As reported in today’s Washington Post, an employee of investment firm Wagner Resource Group in McLean, VA, traded music or movie files late last year with other users of the online file-sharing network LimeWire while using a company computer. As a result, he inadvertently made the private files of his firm’s clients accessible on the Net.
This exposed the names, dates of birth, and social security numbers of about 2,000 clients, including Supreme Court Justice Stephen G. Breyer.
This puts into perspective the concern expressed by Peter Schaar, Germany’s data protection commissioner, quoted in another story appearing in today’s Post by Ellen Nakashima. Commenting on a new effort by the Department of Homeland Security to gain access to more private information about individuals visiting the U.S. from Europe (as well as sharing such information about American’s with EU countries), Schaar found:
no “clear rules on purpose limitation” or on the storage period. “First,” he said, “which data are of concern is not really completely clear. Second, who are the competent authorities on the U.S. side? Third, and most important, there is a lack of independent supervision in the United States over data protection.” In European states, independent privacy commissions safeguard the privacy rights of citizens, he said.
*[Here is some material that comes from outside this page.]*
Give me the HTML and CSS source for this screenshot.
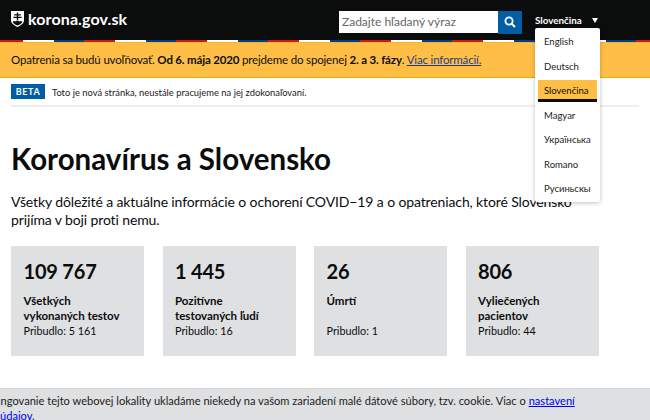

If we have social security numbers of Supreme Court Justices being accidentally shared on the Internet, I can see why he might want further assurances. The Post article points out that Schaar’s questions over which “data are of concern is not really completely clear,” may actually be addressed. Unfortunately, it is disturbing which data is to be shared. According to the news:
The agreement, which was described by two European officials, also allows for the transmission of “personal data revealing racial or ethnic origin, political opinion or religious or other beliefs, trade union membership or information concerning health and sexual life” in cases where they are “particularly relevant to the purposes of this agreement.” It defines personal data as “any information relating to an identified or identifiable natural person.”
Political opinion, trade union membership, or information concerning sexual life? This is too much. That the agreement “shall take suitable safeguards, in particular, appropriate security measures, in order to protect such data,” does not provide the convincing assurance that such information would not be accessed by the ill-intended (like the State Department employees illegally accessing passport records) or the clumsy (like the case of the investment firm above).
But such assurances seem secondary in comparison to the apparent lack of connection between someone’s sexual orientation, political affiliation, or membership in a trade union to a criminal act. I can see why such things as previous travel destinations, the purchase of a one-way ticket, or the use of a suspicious credit card would be relevant to an investigation with cause, but knowing if the traveler is gay, a Republican, or a member of the American Federation of Teachers seems too much.